Published in the November 14 – 27, 2018 issue of Gilroy Life

Legendary author Edgar Allen Poe once stated that “stupidity is a talent for misconception.” While his statement can be viewed as humorous, careful analysis renders a verdict that most people do not desire this so called “talent.” This is especially true when tackling issues like planning finances.

Since financial planning involves a variety of topics like investments, insurance, taxes, and retirements, it is not uncommon for people to encounter fallacies or misconceptions about planning. Here is information related to five of the most common misconceptions to aid in smarter financial decisions.

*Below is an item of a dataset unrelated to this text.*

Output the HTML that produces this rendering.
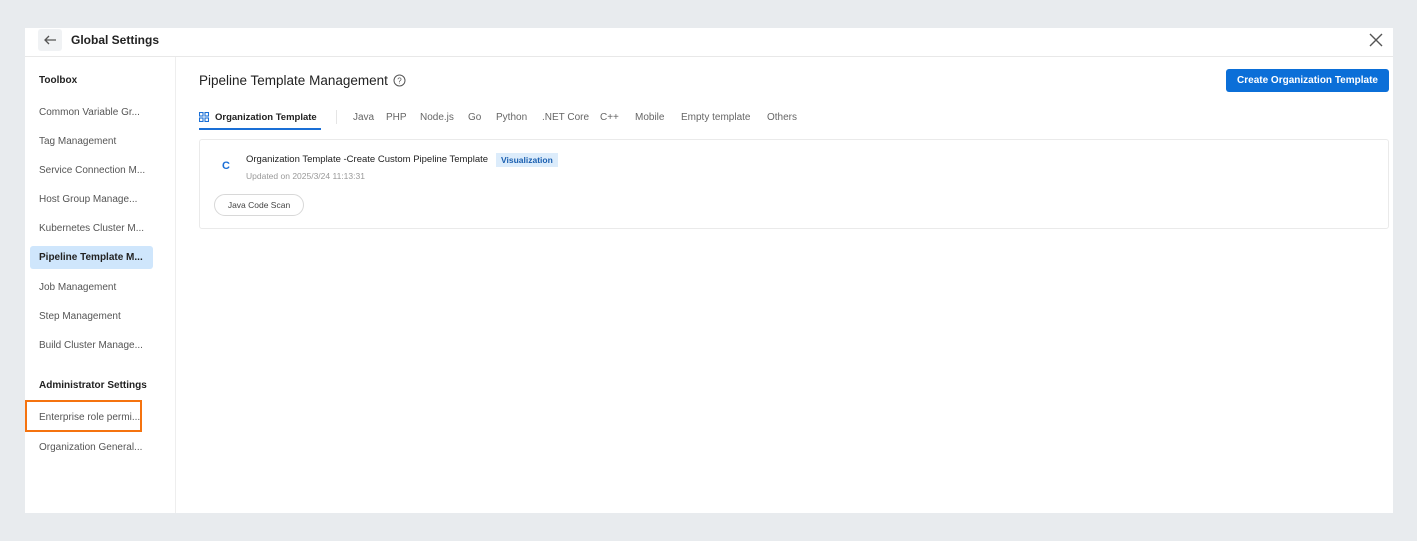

  1. Electing to take early Social Security benefits while working

While some think they are getting ahead by electing early benefits, it is almost always better to avoid early social security withdrawals. Should you draw benefits early and keep working, your benefit amount can be reduced. This reduction takes place each year until you reach full retirement age (typically age 66 or 67). In 2017, benefits will reduce $1 for every $2 of earned income above $16,920. This is a substantial loss of benefits that could be avoided with proper planning.

  1. Taking Qualified Retirement Withdrawals before age 59 ½

Typically, this should be the last place you pull money from before age 59 1/2. Early withdrawal of qualified retirement money before 59 ½ causes a 10 percent early withdrawal penalty in addition to triggering ordinary income tax. Should you decide to retire early and want to start taking penalty free withdrawals before age 59 1/2, one should explore using IRS rule 72t. Under this rule, a person age 55 can elect to start taking retirement account withdrawals, avoid the 10 percent penalty, and satisfy required minimum distributions mandated by the government over one’s lifetime.

  1. Taxes will be lower in the future

While this may be true for some, it will likely not be true for most. Currently, taxes are historically low when compared to our nation’s growing debt. As taxes rise, consumers can expect all tax brackets to be affected. Over time, expect more tax deductions to be disallowed. With less tax-deductible expenses (i.e. mortgage interest, children, etc.) during later years in consumers’ lives, one should plan on being in a higher tax bracket to play it safe. Distribution strategies from taxable and non-taxable retirement income sources are often critical tools for stretching retirement dollars and reducing taxes.

  1. Maximizing Retirement Dollars with “Risk-Free” Investments

Risk Free Investments simply don’t exist. Whether you’re using vehicles that protect you from market losses or not, there is always some sort of risk associated with financial planning. Protected growth strategies are popular ways to protect accumulated wealth and fight costs of inflation. If investments aren’t keeping up with inflation, one’s ability to purchase goods and maintain their current lifestyle in retirement will dwindle.

  1. Long Term Care Coverage Subsidized by the Government

Many consumers perceive they do not need to plan for medical expenses later in life because the government Medicare or other subsidies will care for them. While subsidies are available given certain financial circumstances, one should be clear on the differences in program coverage and qualifications. Medicare helps cover acute care and hospitalization for people age 65 and older. Medicare does not cover long term care and has only limited coverage for rehabilitation. While government Medicaid does have some long-term care benefits, it covers only financially distraught retirees with little to no assets. Most will need to plan for this future need on their own and evaluate policies to help alleviate stress from medical costs.